Note: The input data here should be consistent with the input data format of the Embedding layer in the MyModelModel_sequential.py file. Other data is passed between model layers as **kwargs.

2.3 Profiling File

profiler.py: This file mainly handles functions related to profiling, with content as follows:

if __name__ == '__main__':
    # Initialize Galvatron profiling environment
    args = initialize_galvatron(model_args, mode='profile')
    
    # Load model configuration
    config = get_mymodel_config(args, overwrite_args=False)
    
    # Create profiler instance
    profiler = GalvatronProfiler(args)
    
    # Get the directory path of the current file
    path = os.path.dirname(os.path.abspath(__file__))
    
    # Set profiler launcher
    profiler.set_profiler_launcher(path, layernum_arg_names(), model_name(config))
    
    # Launch profiling scripts
    profiler.launch_profiling_scripts()
    
    # Process collected profiling data
    profiler.process_profiled_data()

2.4 Strategy Search File

search_dist.py: This file is primarily responsible for functions related to strategy search. Its contents are as follows:

if __name__ == '__main__':
    args = initialize_galvatron(model_args, mode='search')
    config = get_mymodel_config(args, overwrite_args=True)
    path = os.path.dirname(os.path.abspath(__file__))
    print(args)
    print(config)
    # Create an instance of the strategy search engine
    search_engine = GalvatronSearchEngine(args)
    
    # Set basic information for the search engine
    search_engine.set_search_engine_info(path, model_layer_configs(config), model_name(config))
    
    # Initialize the search engine
    search_engine.initialize_search_engine()

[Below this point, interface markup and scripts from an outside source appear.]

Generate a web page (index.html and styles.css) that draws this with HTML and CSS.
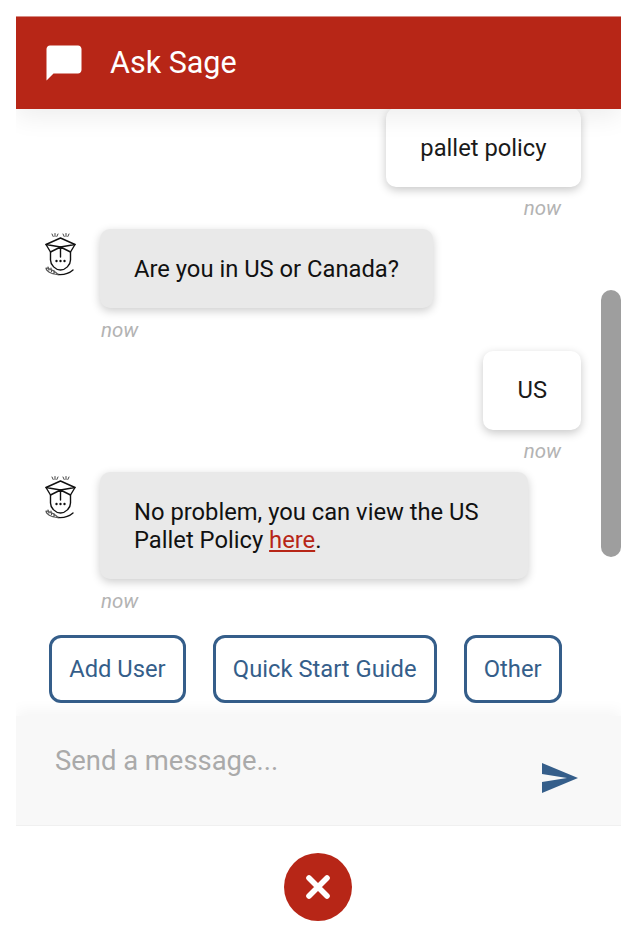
FILE: index.html
```html
<!DOCTYPE html>
<html lang="en">
<head>
<meta charset="utf-8">
<title>Ask Sage</title>
<link rel="stylesheet" href="styles.css">
</head>
<body>
<main class="widget">
  <header class="head">
    <svg class="head-icon" viewBox="0 0 24 24" width="42" height="42"><path fill="#fff" d="M20 2H4c-1.100 0-2 .9-2 2v18l4-4h14c1.100 0 2-.9 2-2V4c0-1.100-.9-2-2-2z"/></svg>
    <h1 class="head-title">Ask Sage</h1>
  </header>
  <section class="log">
    <div class="msg msg-user">
      <div class="bubble bubble-user bubble-first">pallet policy</div>
      <div class="stamp stamp-first">now</div>
    </div>
    <div class="msg msg-bot">
      <svg class="avatar" viewBox="0 0 34 44" width="34" height="44"><use href="#sage"/></svg>
      <div class="bot-col">
        <div class="bubble bubble-bot">Are you in US or Canada?</div>
        <div class="stamp">now</div>
      </div>
    </div>
    <div class="msg msg-user">
      <div class="bubble bubble-user">US</div>
      <div class="stamp">now</div>
    </div>
    <div class="msg msg-bot">
      <svg class="avatar" viewBox="0 0 34 44" width="34" height="44"><use href="#sage"/></svg>
      <div class="bot-col">
        <div class="bubble bubble-bot">No problem, you can view the US Pallet Policy <a class="link" href="#">here</a>.</div>
        <div class="stamp">now</div>
      </div>
    </div>
    <div class="next-edge"></div>
    <div class="thumb"></div>
  </section>
  <nav class="quick">
    <button class="chip">Add User</button>
    <button class="chip">Quick Start Guide</button>
    <button class="chip">Other</button>
  </nav>
  <form class="composer">
    <div class="placeholder">Send a message...</div>
    <svg class="send" viewBox="0 0 36 30" width="36" height="30"><path fill="#355e8a" d="M0 0 36 15 0 30V19L25 15 0 11z"/></svg>
  </form>
</main>
<div class="close-row">
  <button class="close" aria-label="Close">
    <svg viewBox="0 0 26 26" width="26" height="26"><path d="M4 4 22 22M22 4 4 22" stroke="#fff" stroke-width="5.600" stroke-linecap="round"/></svg>
  </button>
</div>
<svg class="defs" width="0" height="0">
  <symbol id="sage" viewBox="0 0 34 44">
    <g fill="none" stroke="#111" stroke-width="1.400" stroke-linejoin="round" stroke-linecap="round">
      <path d="M7 1l1.200 2.500M10 .5v3M13 1l-1.200 2.500M18 1l1.200 2.500M21 .5v3M24 1l-1.200 2.500" stroke="#444" stroke-width="1"/>
      <path d="M15.500 5 30 11.500 15.500 14 1 11.500z"/>
      <path d="M1 11.500 5.500 19 15.500 14 25.500 19 30 11.500M15.500 14V24"/>
      <path d="M5.500 19V27c0 5 5 10 10 10s10-5 10-10V19"/>
      <path d="M13 41.500c6 .5 11-1 15-4.500"/>
      <path d="M1 35c3 0 9 3 12 6.500M1 35c0 3 5 6 11 6.500M3 34l1 3M6 35l.5 3.500M9 37.500l0 3" stroke="#555" stroke-width="1.200"/>
    </g>
    <g fill="#111"><circle cx="11.500" cy="28" r="1.200"/><circle cx="15.500" cy="28" r="1.200"/><circle cx="19.500" cy="28" r="1.200"/></g>
  </symbol>
</svg>
</body>
</html>
```
FILE: styles.css
```css
* { box-sizing: border-box; }
html, body { margin: 0; padding: 0; background: #fff; }
body { width: 630px; height: 928px; padding: 16px 9px 0 16px; overflow: hidden; font-family: Roboto, "Liberation Sans", sans-serif; }
.widget { display: flex; flex-direction: column; width: 605px; height: 810px; background: #fff; overflow: hidden; }
.head { position: relative; z-index: 2; flex: none; display: flex; align-items: center; gap: 25px; height: 93px; padding: 0 0 0 27px; background: #b72617; border-top: 1px solid #d78c84; box-shadow: 0 8px 24px rgba(0,0,0,.07); }
.head-icon { flex: none; }
.head-title { margin: 0; font-size: 30.500px; font-weight: 400; color: #fff; line-height: 36px; }
.log { position: relative; flex: none; height: 511px; padding: 0 40px 0 29px; overflow: hidden; display: flex; flex-direction: column; }
.msg { display: flex; flex: none; }
.msg-user { flex-direction: column; align-items: flex-end; }
.msg-bot { gap: 21px; align-items: flex-start; }
.avatar { flex: none; margin-top: 4px; }
.bot-col { display: flex; flex-direction: column; align-items: flex-start; }
.bubble { font-size: 23.750px; line-height: 28px; padding: 25.500px 34px; border-radius: 10px; color: #1a1a1a; }
.bubble-user { background: #fff; box-shadow: 0 3px 10px rgba(0,0,0,.22); }
.bubble-first { margin-top: -1px; padding-left: 34.500px; padding-right: 34.500px; }
.bubble-bot { max-width: 428px; background: #e9e9e9; color: #111; box-shadow: 0 3px 10px rgba(0,0,0,.2); }
.stamp { font-size: 20.500px; line-height: 21px; font-style: italic; color: #b3b3b3; margin-top: 11px; margin-bottom: 10.500px; }
.stamp-first { margin-bottom: 10.200px; }
.msg-user .stamp { padding-right: 20px; }
.msg-bot .stamp { padding-left: 1px; margin-top: 12px; margin-bottom: 9.500px; }
.link { color: #b72617; }
.next-edge { flex: none; width: 415px; height: 60px; margin: 8.500px 0 0 55px; border-radius: 10px; background: #fff; box-shadow: 0 0 10px rgba(0,0,0,.12); }
.thumb { position: absolute; right: 0; top: 181px; width: 20px; height: 267px; border-radius: 10px; background: #9e9e9e; }
.quick { position: relative; z-index: 1; flex: none; display: flex; gap: 26.800px; height: 96px; padding: 15px 0 0 33px; background: #fff; }
.chip { height: 68px; padding: 0 17.200px; background: #fff; border: 3px solid #355e8a; border-radius: 12px; color: #355e8a; font: 400 23.750px/28px Roboto, "Liberation Sans", sans-serif; }
.composer { position: relative; z-index: 1; flex: none; height: 110px; padding: 29px 0 0 39px; background: #f8f8f8; border-bottom: 1px solid #f0f0f0; box-shadow: 0 -6px 14px rgba(0,0,0,.04); }
.placeholder { font-size: 27.400px; line-height: 32px; color: #aaa; }
.send { position: absolute; right: 43px; top: 47px; }
.close-row { display: flex; justify-content: center; padding: 27px 1px 0 0; }
.close { display: flex; align-items: center; justify-content: center; width: 68px; height: 68px; padding: 0; border: 0; border-radius: 50%; background: #b72617; }
.defs { position: absolute; }
```
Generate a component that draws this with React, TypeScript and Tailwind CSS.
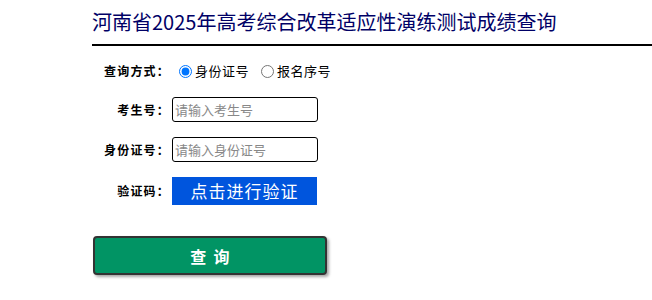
export default function App() {
  const font = { fontFamily: '"Microsoft YaHei", "Noto Sans CJK SC", sans-serif' };
  return (
    <div className="w-[652px] h-[300px] bg-white overflow-hidden" style={font}>
      <div className="pl-[92px] pt-[8px]">
        <h1 className="text-[20px] leading-[28px] text-[#000066] font-normal">
          河南省2025年高考综合改革适应性演练测试成绩查询
        </h1>
        <div className="mt-[8px] h-[2px] bg-black" />

        <div className="flex items-center mt-[15px] h-[20px]">
          <div className="w-[78px] text-right text-[12px] font-bold tracking-[1.2px] text-black">查询方式：</div>
          <label className="flex items-center ml-[9px] text-[13px] tracking-[0.5px] text-black">
            <input type="radio" name="way" defaultChecked className="w-[13px] h-[13px] m-0 mr-[3px] accent-[#0075ff]" />
            身份证号
          </label>
          <label className="flex items-center ml-[12px] text-[13px] tracking-[0.5px] text-black">
            <input type="radio" name="way" className="w-[13px] h-[13px] m-0 mr-[3px]" />
            报名序号
          </label>
        </div>

        <div className="flex items-center mt-[16px]">
          <div className="w-[78px] text-right text-[12px] font-bold tracking-[1.2px] text-black">考生号：</div>
          <input
            placeholder="请输入考生号"
            className="ml-[2px] w-[146px] h-[25px] border border-black rounded-[3px] px-[2px] text-[13px] placeholder:text-[#888] outline-none"
          />
        </div>

        <div className="flex items-center mt-[15px]">
          <div className="w-[78px] text-right text-[12px] font-bold tracking-[1.2px] text-black">身份证号：</div>
          <input
            placeholder="请输入身份证号"
            className="ml-[2px] w-[146px] h-[25px] border border-black rounded-[3px] px-[2px] text-[13px] placeholder:text-[#888] outline-none"
          />
        </div>

        <div className="flex items-center mt-[15px]">
          <div className="w-[78px] text-right text-[12px] font-bold tracking-[1.2px] text-black">验证码：</div>
          <button className="ml-[2px] w-[145px] h-[28px] bg-[#0055dd] text-white text-[17px] leading-[28px] tracking-[1px]">
            点击进行验证
          </button>
        </div>

        <button className="mt-[31px] ml-[1px] w-[234px] h-[39px] bg-[#019464] border-2 border-[#333] rounded-[4px] text-white text-[16px] font-bold shadow-[2px_2px_3px_rgba(0,0,0,0.35)]">
          查&nbsp;&nbsp;询
        </button>
      </div>
    </div>
  );
}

    # Perform strategy search
    search_engine.parallelism_optimization()

3 Script Files

The scripts folder mainly contains script files used to implement model training, performance analysis, strategy search, and other functions.

It mainly includes five different scripts:

profile_computation.sh: Used for performance analysis, calculating the computational performance of the model under different configurations.
profile_memory.sh: Used for performance analysis, calculating the memory usage of the model under different configurations.
search_dist.sh: Used for strategy search, finding the optimal strategy for the model under different configurations.
train_dist.sh: Used for model training.
train_dist_random.sh: Used for model training with random data.